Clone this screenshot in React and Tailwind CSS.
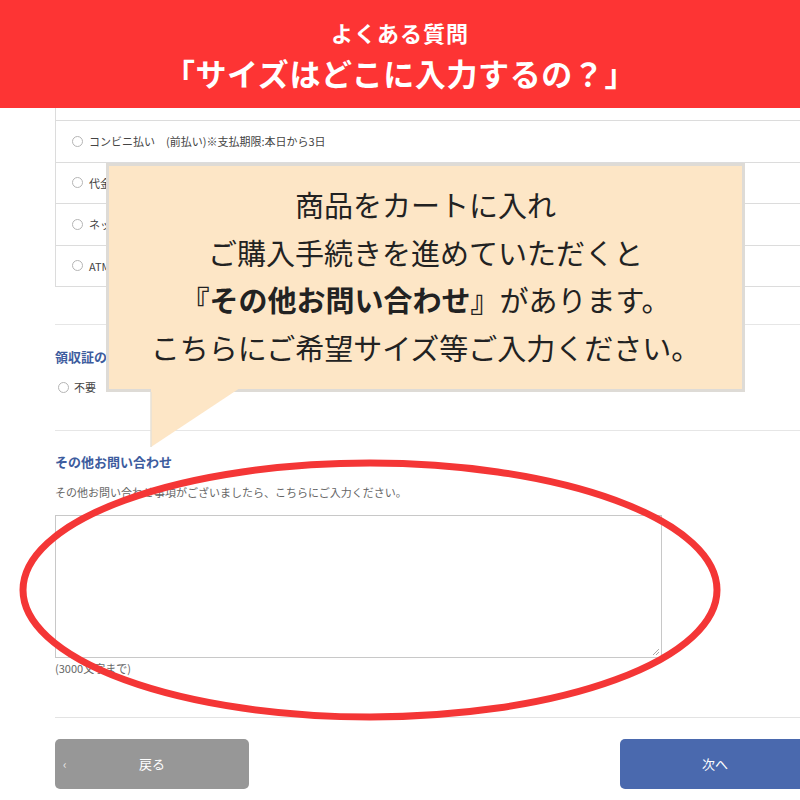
import React from "react";

const jp = { fontFamily: '"Noto Sans CJK JP", "Noto Sans", sans-serif' };

function Radio({ className = "" }) {
  return <span className={"inline-block w-[11px] h-[11px] rounded-full border border-[#b5b5b5] bg-white shrink-0 " + className} />;
}

function Row({ label }) {
  return (
    <div className="flex items-center h-[41.5px] pl-[16px] border-b border-[#dcdcdc]">
      <Radio />
      <span className="ml-[6px] text-[11px] text-[#444]">{label}</span>
    </div>
  );
}

export default function App() {
  return (
    <div className="relative w-[800px] h-[800px] overflow-hidden bg-white" style={jp}>
      {/* Header */}
      <div className="h-[108px] bg-[#fd3434] flex flex-col items-center pt-[18px]">
        <div className="h-[28px] leading-[28px] text-[22px] font-bold text-white tracking-[1px]">よくある質問</div>
        <div className="mt-[7px] h-[40px] leading-[40px] text-[31px] font-bold text-white tracking-[0.6px]">「サイズはどこに入力するの？」</div>
      </div>

      {/* Content */}
      <div className="pl-[55px]">
        <div className="border-l border-[#dcdcdc] pt-[12px]">
          <div className="border-t border-[#dcdcdc]">
            <Row label="コンビニ払い　(前払い)※支払期限:本日から3日" />
            <Row label="代金引換" />
            <Row label="ネットバンキング" />
            <Row label="ATM払い" />
          </div>
        </div>

        <div className="mt-[37px] border-t border-[#e6e6e6]">
          <div className="pt-[23px] h-[41px] text-[13px] leading-[18px] font-bold text-[#3d5c9e]">領収証の発行</div>
          <div className="flex items-center h-[20px] mt-[11px] pl-[3px]">
            <Radio />
            <span className="ml-[5px] text-[11px] text-[#444]">不要</span>
          </div>
        </div>

        <div className="mt-[33px] border-t border-[#e6e6e6]">
          <div className="pt-[22px] text-[13px] leading-[18px] font-bold text-[#3d5c9e]">その他お問い合わせ</div>
          <div className="mt-[13px] text-[11px] leading-[16px] text-[#666]">その他お問い合わせ事項がございましたら、こちらにご入力ください。</div>
          <div className="mt-[15px] relative w-[607px] h-[143px] border border-[#c8c8c8] bg-white">
            <svg className="absolute right-[1px] bottom-[1px]" width="9" height="9" viewBox="0 0 9 9">
              <path d="M8 2 L2 8 M8 5 L5 8" stroke="#aaa" strokeWidth="1" />
            </svg>
          </div>
          <div className="mt-[2px] text-[11px] leading-[16px] text-[#666]">(3000文字まで)</div>
        </div>

        <div className="mt-[41px] border-t border-[#e3e3e3]">
          <div className="mt-[21px] flex justify-between">
            <div className="relative w-[194px] h-[50px] rounded-[5px] bg-[#979797] flex items-center justify-center">
              <span className="absolute left-[8px] text-[12px] text-[#e8e8e8]">‹</span>
              <span className="text-[13px] text-white">戻る</span>
            </div>
            <div className="w-[190px] h-[50px] rounded-l-[5px] bg-[#4a69ae] flex items-center justify-center mr-[-10px]">
              <span className="text-[13px] text-white">次へ</span>
            </div>
          </div>
        </div>
      </div>

      {/* Speech bubble */}
      <div className="absolute left-[106px] top-[163px] w-[639px] h-[229px] bg-[#fde6c6] border-[3px] border-[#dedbd6] flex flex-col items-center justify-center pb-[3px] text-[29px] leading-[47.5px] text-[#222]">
        <div>商品をカートに入れ</div>
        <div>ご購入手続きを進めていただくと</div>
        <div><span className="font-bold">『その他お問い合わせ』</span>があります。</div>
        <div>こちらにご希望サイズ等ご入力ください。</div>
      </div>
      <svg className="absolute left-0 top-0 pointer-events-none" width="800" height="800">
        <polygon points="151,388 240,388 151,447" fill="#fde6c6" />
        <line x1="151" y1="392" x2="151" y2="447" stroke="#e6e0d6" strokeWidth="1.5" />
        <ellipse cx="370" cy="590" rx="347" ry="127" fill="none" stroke="#f43636" strokeWidth="7" />
      </svg>
    </div>
  );
}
----------------
**Exercise**
Output the material word for word, omitting its pictures.

**Response to the exercise**
Clone this screenshot in React and Tailwind CSS.
import React from "react";

const jp = { fontFamily: '"Noto Sans CJK JP", "Noto Sans", sans-serif' };

function Radio({ className = "" }) {
  return <span className={"inline-block w-[11px] h-[11px] rounded-full border border-[#b5b5b5] bg-white shrink-0 " + className} />;
}

function Row({ label }) {
  return (
    <div className="flex items-center h-[41.5px] pl-[16px] border-b border-[#dcdcdc]">
      <Radio />
      <span className="ml-[6px] text-[11px] text-[#444]">{label}</span>
    </div>
  );
}

export default function App() {
  return (
    <div className="relative w-[800px] h-[800px] overflow-hidden bg-white" style={jp}>
      {/* Header */}
      <div className="h-[108px] bg-[#fd3434] flex flex-col items-center pt-[18px]">
        <div className="h-[28px] leading-[28px] text-[22px] font-bold text-white tracking-[1px]">よくある質問</div>
        <div className="mt-[7px] h-[40px] leading-[40px] text-[31px] font-bold text-white tracking-[0.6px]">「サイズはどこに入力するの？」</div>
      </div>

      {/* Content */}
      <div className="pl-[55px]">
        <div className="border-l border-[#dcdcdc] pt-[12px]">
          <div className="border-t border-[#dcdcdc]">
            <Row label="コンビニ払い　(前払い)※支払期限:本日から3日" />
            <Row label="代金引換" />
            <Row label="ネットバンキング" />
            <Row label="ATM払い" />
          </div>
        </div>

        <div className="mt-[37px] border-t border-[#e6e6e6]">
          <div className="pt-[23px] h-[41px] text-[13px] leading-[18px] font-bold text-[#3d5c9e]">領収証の発行</div>
          <div className="flex items-center h-[20px] mt-[11px] pl-[3px]">
            <Radio />
            <span className="ml-[5px] text-[11px] text-[#444]">不要</span>
          </div>
        </div>

        <div className="mt-[33px] border-t border-[#e6e6e6]">
          <div className="pt-[22px] text-[13px] leading-[18px] font-bold text-[#3d5c9e]">その他お問い合わせ</div>
          <div className="mt-[13px] text-[11px] leading-[16px] text-[#666]">その他お問い合わせ事項がございましたら、こちらにご入力ください。</div>
          <div className="mt-[15px] relative w-[607px] h-[143px] border border-[#c8c8c8] bg-white">
            <svg className="absolute right-[1px] bottom-[1px]" width="9" height="9" viewBox="0 0 9 9">
              <path d="M8 2 L2 8 M8 5 L5 8" stroke="#aaa" strokeWidth="1" />
            </svg>
          </div>
          <div className="mt-[2px] text-[11px] leading-[16px] text-[#666]">(3000文字まで)</div>
        </div>

        <div className="mt-[41px] border-t border-[#e3e3e3]">
          <div className="mt-[21px] flex justify-between">
            <div className="relative w-[194px] h-[50px] rounded-[5px] bg-[#979797] flex items-center justify-center">
              <span className="absolute left-[8px] text-[12px] text-[#e8e8e8]">‹</span>
              <span className="text-[13px] text-white">戻る</span>
            </div>
            <div className="w-[190px] h-[50px] rounded-l-[5px] bg-[#4a69ae] flex items-center justify-center mr-[-10px]">
              <span className="text-[13px] text-white">次へ</span>
            </div>
          </div>
        </div>
      </div>

      {/* Speech bubble */}
      <div className="absolute left-[106px] top-[163px] w-[639px] h-[229px] bg-[#fde6c6] border-[3px] border-[#dedbd6] flex flex-col items-center justify-center pb-[3px] text-[29px] leading-[47.5px] text-[#222]">
        <div>商品をカートに入れ</div>
        <div>ご購入手続きを進めていただくと</div>
        <div><span className="font-bold">『その他お問い合わせ』</span>があります。</div>
        <div>こちらにご希望サイズ等ご入力ください。</div>
      </div>
      <svg className="absolute left-0 top-0 pointer-events-none" width="800" height="800">
        <polygon points="151,388 240,388 151,447" fill="#fde6c6" />
        <line x1="151" y1="392" x2="151" y2="447" stroke="#e6e0d6" strokeWidth="1.5" />
        <ellipse cx="370" cy="590" rx="347" ry="127" fill="none" stroke="#f43636" strokeWidth="7" />
      </svg>
    </div>
  );
}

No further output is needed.